The problem: Wherever the string "components" appears in a line, extract that line.

╭─ Dataset content

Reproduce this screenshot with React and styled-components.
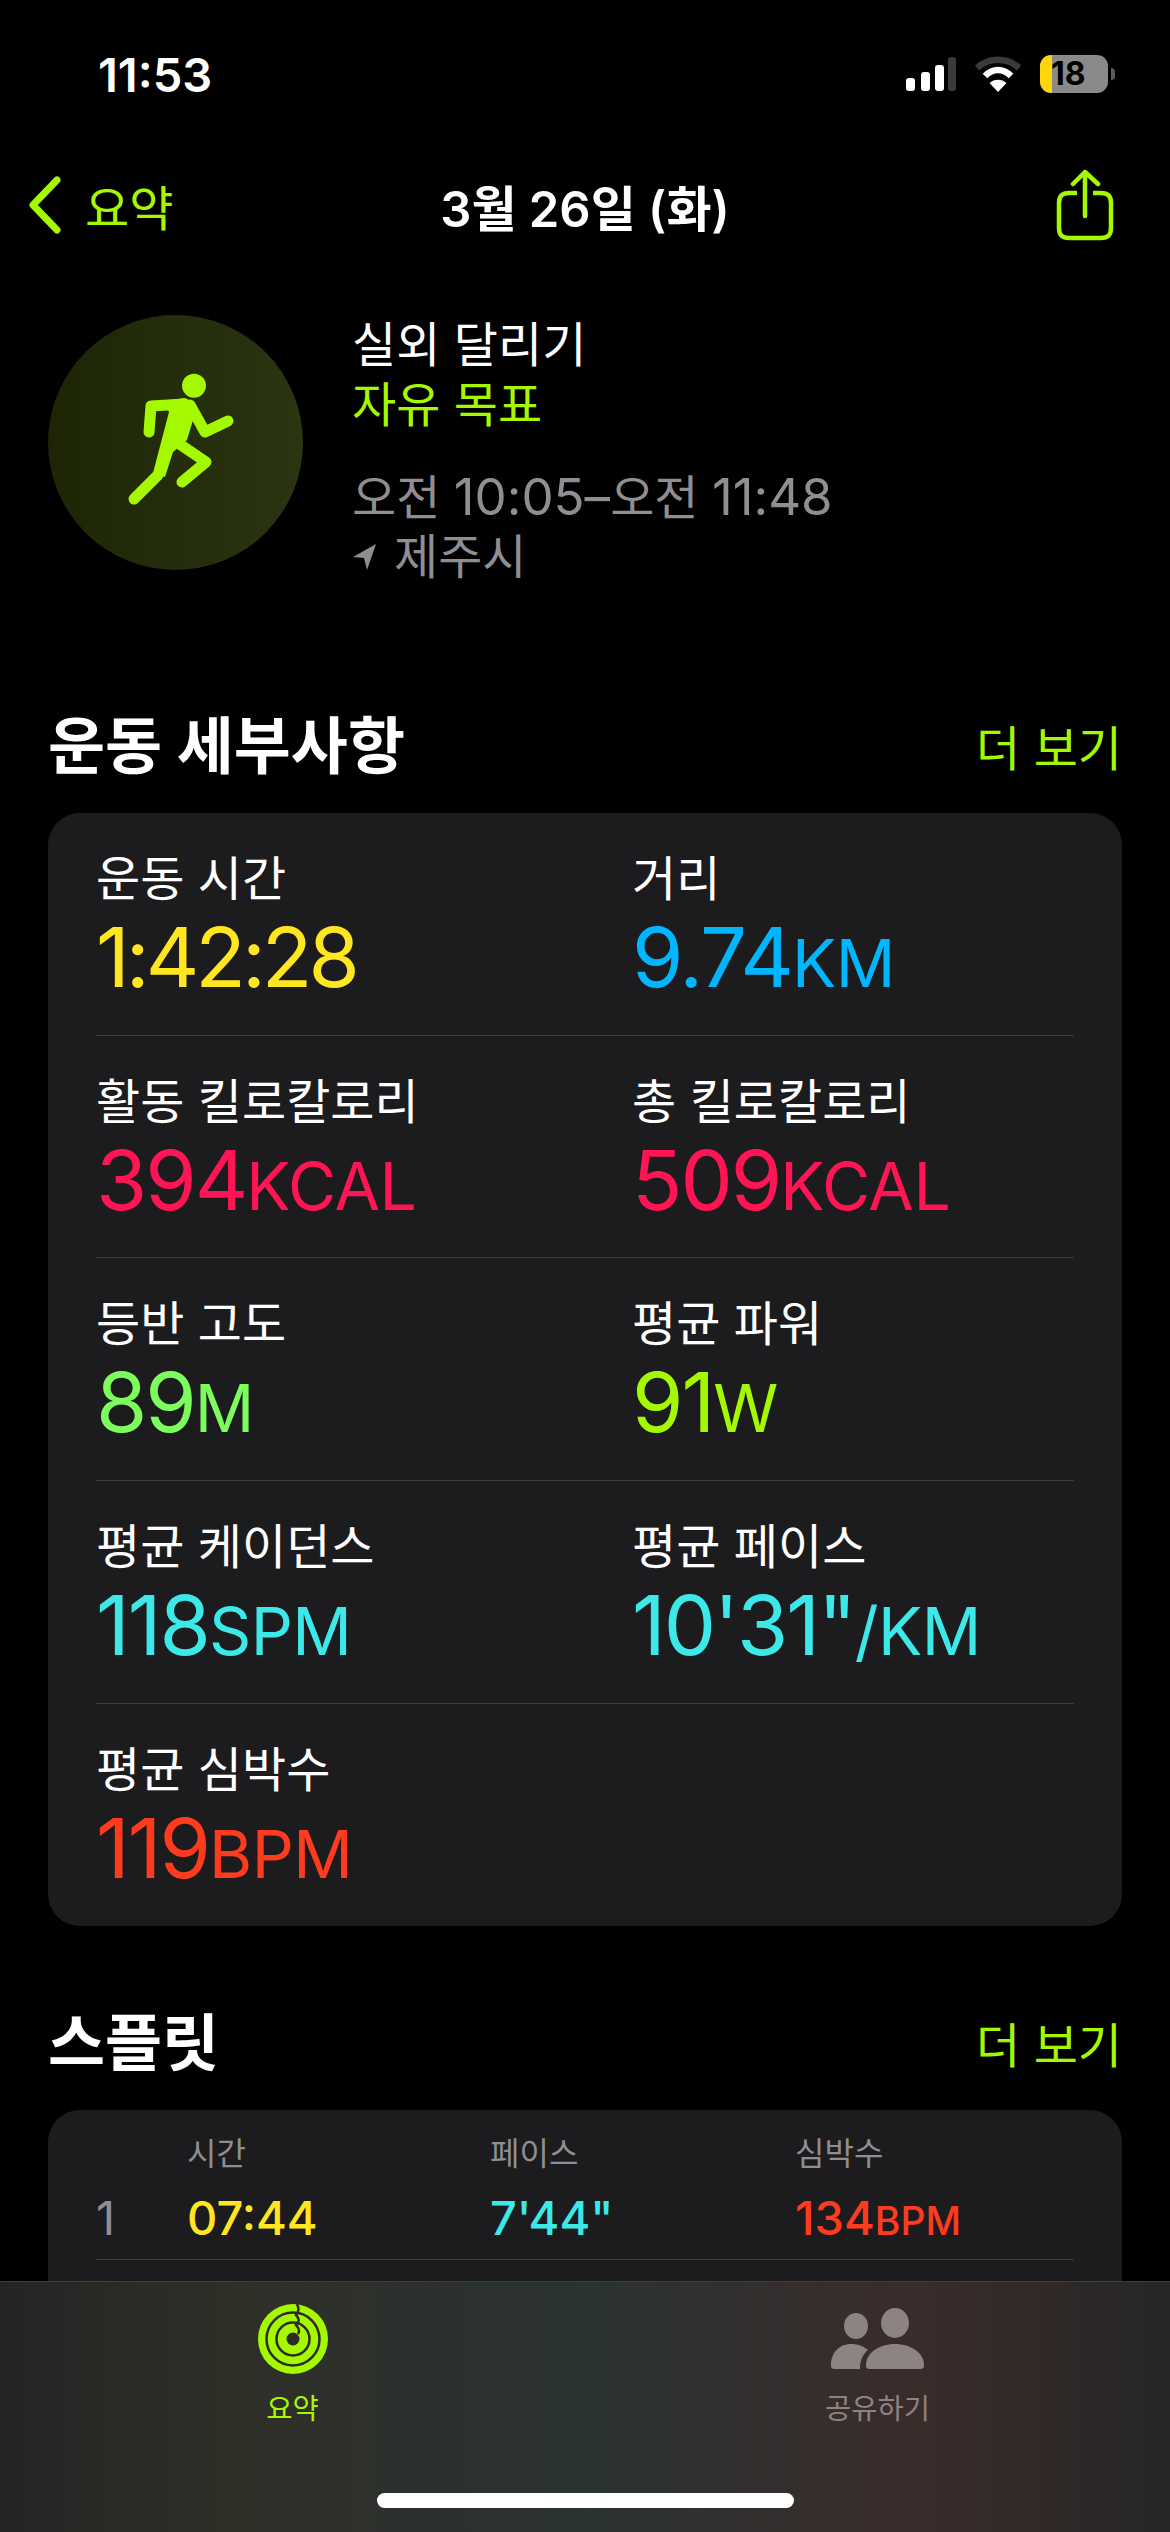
import { createGlobalStyle, styled } from 'styled-components'

const GlobalStyle = createGlobalStyle`
  html, body {
    margin: 0;
    padding: 0;
    background: #000;
  }
  * {
    box-sizing: border-box;
  }
`

const GREEN = '#a5f900'

const metrics = [
  [
    { label: '운동 시간', value: '1:42:28', color: '#ffe620', tight: true },
    { label: '거리', value: '9.74', unit: 'KM', color: '#02b5ff' },
  ],
  [
    { label: '활동 킬로칼로리', value: '394', unit: 'KCAL', color: '#ff1554' },
    { label: '총 킬로칼로리', value: '509', unit: 'KCAL', color: '#ff1554' },
  ],
  [
    { label: '등반 고도', value: '89', unit: 'M', color: '#7dfc5e' },
    { label: '평균 파워', value: '91', unit: 'W', color: GREEN },
  ],
  [
    { label: '평균 케이던스', value: '118', unit: 'SPM', color: '#3ce8e8' },
    { label: '평균 페이스', value: `10'31"`, unit: '/KM', color: '#3ce8e8' },
  ],
  [{ label: '평균 심박수', value: '119', unit: 'BPM', color: '#ff3b1f' }],
]

const Signal = () => (
  <svg width="50" height="34" viewBox="0 0 50 34">
    <rect x="0" y="21" width="9" height="13" rx="3" fill="#fff" />
    <rect x="15" y="15" width="9" height="19" rx="3" fill="#fff" />
    <rect x="29" y="8" width="9" height="26" rx="3" fill="#fff" />
    <rect x="42" y="0" width="8" height="34" rx="3" fill="#3a3a3c" />
  </svg>
)

const Wifi = () => (
  <svg width="48" height="36" viewBox="0 0 48 36" fill="none">
    <path d="M3 12 C15 1 33 1 45 12" stroke="#3a3a3c" strokeWidth="6.5" />
    <path d="M11 20 C19 12 29 12 37 20" stroke="#fff" strokeWidth="6.5" />
    <path d="M24 36 L15.500 27 C20 22.500 28 22.500 32.500 27 Z" fill="#fff" />
  </svg>
)

const Chevron = () => (
  <svg width="34" height="58" viewBox="0 0 34 58" fill="none">
    <path
      d="M29 4 L5 29 L29 54"
      stroke={GREEN}
      strokeWidth="7"
      strokeLinecap="round"
      strokeLinejoin="round"
    />
  </svg>
)

const ShareIcon = () => (
  <svg width="60" height="73" viewBox="0 0 60 73" fill="none">
    <path
      d="M22 24 H14 C7 24 4 27 4 34 V59 C4 66 7 69 14 69 H46 C53 69 56 66 56 59 V34 C56 27 53 24 46 24 H38"
      stroke={GREEN}
      strokeWidth="4.500"
    />
    <path
      d="M30 47 V3 M18 15 L30 3 L43 15"
      stroke={GREEN}
      strokeWidth="4.500"
      strokeLinecap="round"
      strokeLinejoin="round"
    />
  </svg>
)

const Runner = () => (
  <svg width="255" height="255" viewBox="0 0 255 255" fill="none">
    <circle cx="146" cy="70.700" r="12" fill={GREEN} />
    <g
      stroke={GREEN}
      strokeWidth="11"
      strokeLinecap="round"
      strokeLinejoin="round"
    >
      <path d="M101 117 L103 91 L137 89" />
      <path d="M142 90 L157 117 L180 106" />
      <path d="M130 128 L158 147 L134 167" />
      <path d="M110 160 L86 184" />
    </g>
    <path
      d="M115 86 L137 83 L149 92 L139 125 L125 137 L117 162 L105 158 L121 97 Z"
      fill={GREEN}
    />
  </svg>
)

const RingsIcon = () => (
  <svg width="72" height="70" viewBox="0 0 72 70" fill="none">
    <circle cx="36" cy="35" r="35" fill={GREEN} />
    <circle cx="36" cy="35" r="26.500" stroke="#2d2d26" strokeWidth="2.500" />
    <circle cx="36" cy="35" r="16.500" stroke="#2d2d26" strokeWidth="2.500" />
    <circle cx="36" cy="35" r="6.500" fill="#2d2d26" />
    <path
      d="M40 0 C42 4 42 8 39 11 C42 14 43 18 39 21 C42 24 43 27 41 30"
      stroke="#2d2d26"
      strokeWidth="2.500"
    />
  </svg>
)

const PeopleIcon = () => (
  <svg width="96" height="62" viewBox="0 0 96 62">
    <ellipse cx="26" cy="18" rx="12" ry="13" fill="#8d8382" />
    <ellipse cx="65" cy="15" rx="14" ry="15" fill="#8d8382" />
    <path
      d="M1 57 C1 45 9 36 21 36 C28 36 33 38 38 42 C33 46 30 52 30 61 H5 C2 61 1 60 1 57 Z"
      fill="#8d8382"
    />
    <path
      d="M36 57 C36 45 49 36 65 36 C81 36 94 45 94 57 C94 60 93 61 90 61 H40 C37 61 36 60 36 57 Z"
      fill="#8d8382"
    />
  </svg>
)

const LocationArrow = () => (
  <svg width="26" height="28" viewBox="0 0 26 28">
    <path d="M24 1 L15 27 L12 15 L1 14 Z" fill="#8e8e93" />
  </svg>
)

const App = () => {
  return (
    <Page>
      <GlobalStyle />
      <StatusBar>
        <Clock>11:53</Clock>
        <StatusIcons>
          <Signal />
          <Wifi />
          <Battery>18</Battery>
        </StatusIcons>
      </StatusBar>

      <NavBar>
        <BackLink>
          <Chevron />
          <span>요약</span>
        </BackLink>
        <NavTitle>3월 26일 (화)</NavTitle>
        <NavAction>
          <ShareIcon />
        </NavAction>
      </NavBar>

      <Summary>
        <Badge>
          <Runner />
        </Badge>
        <SummaryText>
          <SummaryLine>실외 달리기</SummaryLine>
          <SummaryLine $color={GREEN}>자유 목표</SummaryLine>
          <SummaryTime>
            <span>
              오전 <TimeDigits>10:05–</TimeDigits>오전 <TimeDigits>11:48</TimeDigits>
            </span>
          </SummaryTime>
          <SummaryLine $color="#8e8e93">
            <LocationArrow />
            제주시
          </SummaryLine>
        </SummaryText>
      </Summary>

      <SectionHead $top={108}>
        <SectionTitle>운동 세부사항</SectionTitle>
        <MoreLink>더 보기</MoreLink>
      </SectionHead>
      <Card>
        {metrics.map((row, index) => (
          <MetricRow key={index} $last={index === metrics.length - 1}>
            {row.map((item) => (
              <div key={item.label}>
                <MetricLabel>{item.label}</MetricLabel>
                <MetricValue $color={item.color} $tight={item.tight}>
                  {item.value}
                  {item.unit && <MetricUnit>{item.unit}</MetricUnit>}
                </MetricValue>
              </div>
            ))}
          </MetricRow>
        ))}
      </Card>

      <SectionHead $top={66}>
        <SectionTitle>스플릿</SectionTitle>
        <MoreLink>더 보기</MoreLink>
      </SectionHead>
      <SplitCard>
        <SplitHead>
          <span />
          <span>시간</span>
          <span>페이스</span>
          <span>심박수</span>
        </SplitHead>
        <SplitRow>
          <SplitIndex>1</SplitIndex>
          <SplitValue $color="#ffe620">07:44</SplitValue>
          <SplitValue $color="#3ce8e8">7'44"</SplitValue>
          <SplitValue $color="#ff3b1f">
            134<SplitUnit>BPM</SplitUnit>
          </SplitValue>
        </SplitRow>
      </SplitCard>

      <TabBar>
        <Tab $color={GREEN}>
          <TabIcon>
            <RingsIcon />
          </TabIcon>
          요약
        </Tab>
        <Tab $color="#8d8382">
          <TabIcon>
            <PeopleIcon />
          </TabIcon>
          공유하기
        </Tab>
        <HomeIndicator />
      </TabBar>
    </Page>
  )
}
export default App

const FONT = `Inter, "Noto Sans CJK KR", sans-serif`

const Page = styled.div`
  position: relative;
  width: 1170px;
  height: 2532px;
  overflow: hidden;
  background: #000;
  color: #fff;
  font-family: ${FONT};
`

const StatusBar = styled.div`
  height: 148px;
  padding: 0 62px 0 98px;
  display: flex;
  align-items: center;
  justify-content: space-between;
`

const Clock = styled.div`
  font-size: 47px;
  font-weight: 600;
`

const StatusIcons = styled.div`
  display: flex;
  align-items: center;
  gap: 18px;
`

const Battery = styled.div`
  position: relative;
  width: 68px;
  height: 38px;
  border-radius: 11px;
  background: linear-gradient(90deg, #ffd60a 12px, #8a8a8a 12px);
  color: #000;
  font-size: 32px;
  font-weight: 700;
  line-height: 38px;
  padding-left: 11px;

  &::after {
    content: '';
    position: absolute;
    right: -7px;
    top: 13px;
    width: 4px;
    height: 12px;
    border-radius: 0 4px 4px 0;
    background: #5a5a5a;
  }
`

const NavBar = styled.div`
  height: 114px;
  padding: 0 28px;
  display: grid;
  grid-template-columns: 1fr auto 1fr;
  align-items: center;
`

const BackLink = styled.div`
  display: flex;
  align-items: center;
  gap: 23px;
  color: ${GREEN};
  font-size: 48px;
`

const NavTitle = styled.div`
  font-size: 49px;
  font-weight: 600;
`

const NavAction = styled.div`
  padding-right: 27px;
  display: flex;
  justify-content: flex-end;
`

const Summary = styled.div`
  margin-top: 53px;
  padding-left: 48px;
  display: flex;
  gap: 49px;
`

const Badge = styled.div`
  width: 255px;
  height: 255px;
  border-radius: 50%;
  background: linear-gradient(90deg, #1d2505, #2b3512);
`

const SummaryText = styled.div`
  display: flex;
  flex-direction: column;
`

const SummaryLine = styled.div`
  height: 60px;
  font-size: 48px;
  line-height: 60px;
  color: ${(props) => props.$color || '#fff'};
  display: flex;
  align-items: center;
  gap: 16px;
`

const SummaryTime = styled(SummaryLine)`
  margin-top: 32px;
  color: #8e8e93;
`

const TimeDigits = styled.span`
  font-size: 51px;
`

const SectionHead = styled.div`
  margin: ${(props) => props.$top}px 0 18px;
  padding: 0 48px;
  height: 100px;
  display: flex;
  align-items: center;
  justify-content: space-between;
`

const SectionTitle = styled.div`
  padding-bottom: 6px;
  font-size: 62px;
  font-weight: 700;
`

const MoreLink = styled.div`
  font-size: 48px;
  color: ${GREEN};
`

const Card = styled.div`
  margin: 0 48px;
  padding: 0 48px;
  background: #1c1c1e;
  border-radius: 32px;
`

const MetricRow = styled.div`
  height: 222.7px;
  padding-top: 36px;
  display: grid;
  grid-template-columns: 536px 1fr;
  border-bottom: ${(props) => (props.$last ? 'none' : '1px solid #3d3d3f')};
`

const MetricLabel = styled.div`
  font-size: 48px;
  line-height: 60px;
`

const MetricValue = styled.div`
  font-size: 83px;
  line-height: 96px;
  font-weight: 400;
  letter-spacing: ${(props) => (props.$tight ? '-4px' : '-2px')};
  color: ${(props) => props.$color};
`

const MetricUnit = styled.span`
  font-size: 66px;
  letter-spacing: -0.5px;
`

const SplitCard = styled(Card)`
  padding-bottom: 200px;
`

const SplitGrid = styled.div`
  display: grid;
  grid-template-columns: 91px 303px 305px 1fr;
`

const SplitHead = styled(SplitGrid)`
  padding-top: 22px;
  font-size: 32px;
  line-height: 44px;
  color: #8e8e93;
`

const SplitRow = styled(SplitGrid)`
  padding-top: 8px;
  height: 84px;
  border-bottom: 1px solid #3d3d3f;
  font-size: 47px;
  line-height: 68px;
`

const SplitIndex = styled.div`
  color: #8e8e93;
`

const SplitValue = styled.div`
  font-weight: 500;
  color: ${(props) => props.$color};
`

const SplitUnit = styled.span`
  font-size: 39px;
`

const TabBar = styled.div`
  position: absolute;
  left: 0;
  right: 0;
  top: 2281px;
  bottom: 0;
  display: grid;
  grid-template-columns: 1fr 1fr;
  border-top: 1px solid #3e3e40;
  background: linear-gradient(
    90deg,
    #242424 0%,
    #2f2f28 20%,
    #2a3232 50%,
    #3a2c2a 78%,
    #262626 100%
  );
`

const Tab = styled.div`
  display: flex;
  flex-direction: column;
  align-items: center;
  padding-top: 22px;
  font-size: 28.5px;
  line-height: 40px;
  color: ${(props) => props.$color};
`

const TabIcon = styled.div`
  height: 70px;
  margin-bottom: 15px;
  display: flex;
  align-items: center;
`

const HomeIndicator = styled.div`
  position: absolute;
  left: 377px;
  bottom: 24px;
  width: 417px;
  height: 15px;
  border-radius: 8px;
  background: #fff;
`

╰─

The output:
Reproduce this screenshot with React and styled-components.
import { createGlobalStyle, styled } from 'styled-components'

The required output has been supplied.